私を助けてくれた「蜂地蔵」さん
投稿者:ぴ (414)
私が夏休みに田舎で遊んでいるときに、蜂地蔵さんに出会いました。私の父方の祖父母はずっと田舎に住んでいるのですが、そこに遊びに行ったことがあります。山と川があり、都会では考えられないくらい自然に溢れたところでした。
そこで親戚の同い年くらいの友達数人と一緒に、山に遊びに行きました。
両親も祖父母も別に行きたいところがあり、親せきの子たちがその土地に詳しいので、案内してもらったんです。
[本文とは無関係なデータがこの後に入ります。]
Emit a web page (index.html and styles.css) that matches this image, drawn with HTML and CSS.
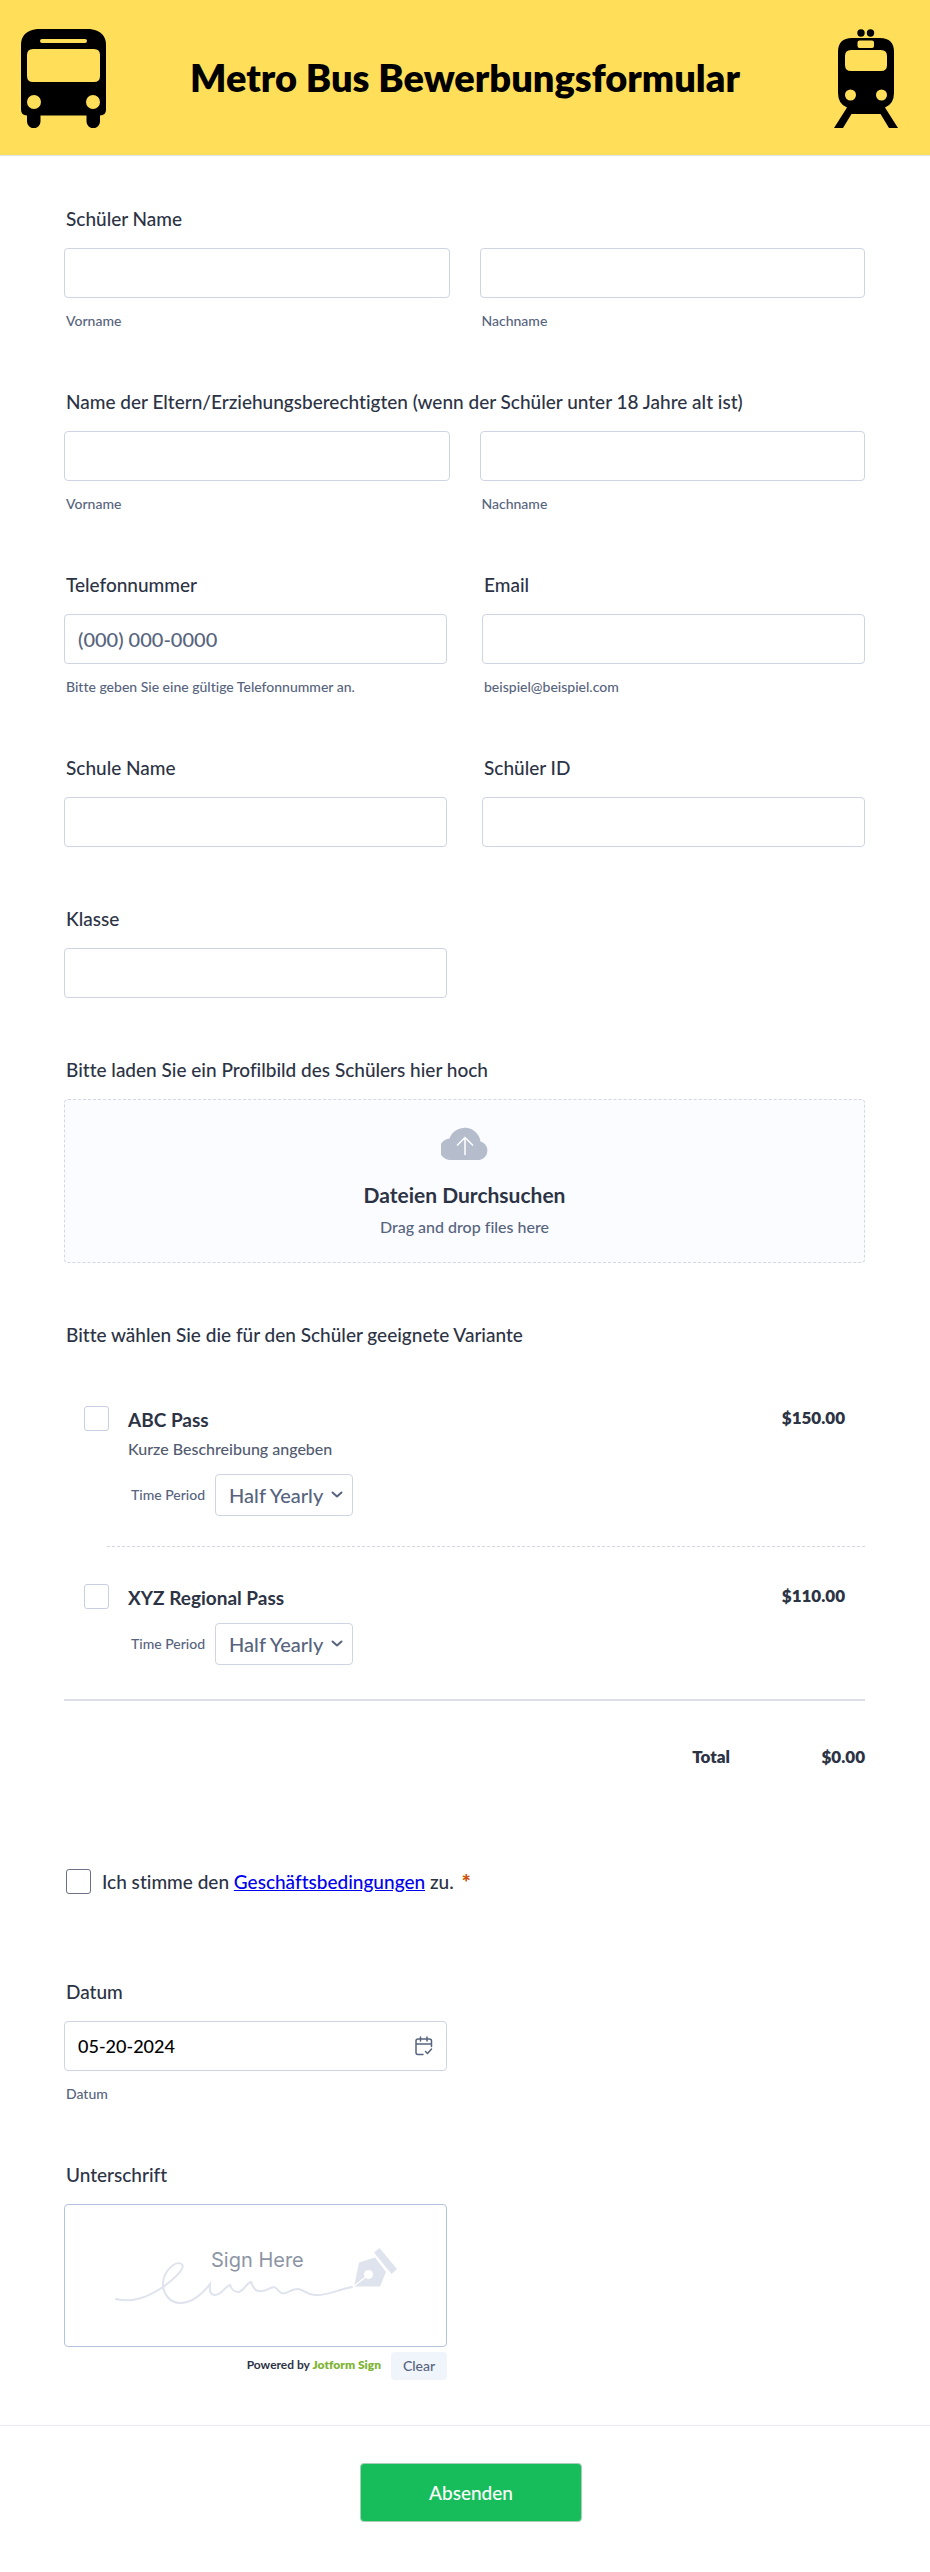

けれどその道すがらなんと、藪から出てきた一匹の蜂に追いかけられるという恐怖体験をし、みんなで必至で逃げました。
しかし、なぜかその蜂は私をターゲットのようにしてずっと追いかけてきたのです。
逃げて逃げて、逃げてしてもなぜかその蜂は私を追ってきます。
半泣きになりながら逃げ、そうして私は気づいたら一人でよく分からない山の中にいました。そう、必死で逃げすぎて気づいたら一人だけ迷子になってしまったのです。
まだ幼かったので、頭の中はパニック。どうしようと思ってひたすら山中を歩いていたら、3つに分かれている道に差し掛かり、私はどの道を行くかで迷いました。
そして真ん中の道を行こうと数歩歩いたところで、突然呼び止められました。
誰に?と思うでしょう。私も「誰?」て聞いたんです。
そしたら振り返ったところに、さっきまでは気づかなかった小さなお堂とお地蔵さんがありました。「ここにいたら、人が来るよ」とぴょこっと小さな男の子がお地蔵さんの裏から顔を出して、びっくりしました。
こんなところに人がいることに不思議に思いながら、でも安心してその子としばらくしゃべりました。とりとめのない話や蜂に追いかけらえた話をしたと思います。
男の子に誘われて近くの花をつんだり、お地蔵さんにお供えされているみかんをその子と分けて食べたりして寛ぎました。一人じゃないことで私は心底安心したのです。
私は慣れない道で蜂に追いかけられたこともあり、すごく眠くなりました。
男の子が「起こしてあげるよ」というので、安心してお昼寝をしました。
それからしばらくしてでしょうか。私は慌てて探しにきた祖父に見つけてもらって目が覚めました。
そこであった話をみんなにしたのですが、子供の夢か戯言と思われたみたいです。祖父母も父も母も誰一人信じてくれませんでした。
私が倒れていた場所には、その昔お地蔵さんを祀っていたお堂がありました。
しかし、今はお地蔵さんもいません。何年か前に撤去されたらしいです。ただそのお堂にミカンの皮が落ちていた話は本当です。私はこれを聞いて、やっぱりあの男の子はお地蔵さんだったんだと確信しました。
私はきっとあの日不思議な世界に迷いこみ、男の子に扮したお地蔵さんに会って助けられたと信じます。もしあそこで待たずに山の奥に言っていたら今頃どうなっていたのか分かりません。自分の中で「蜂地蔵さん」と命の恩人のことを思い出します。
蜂地蔵って何だろ?
蜂は私としても不思議なのよね。
特に単独で飛んで来たとき、仏との関わりが有るんじゃないかと思ってます。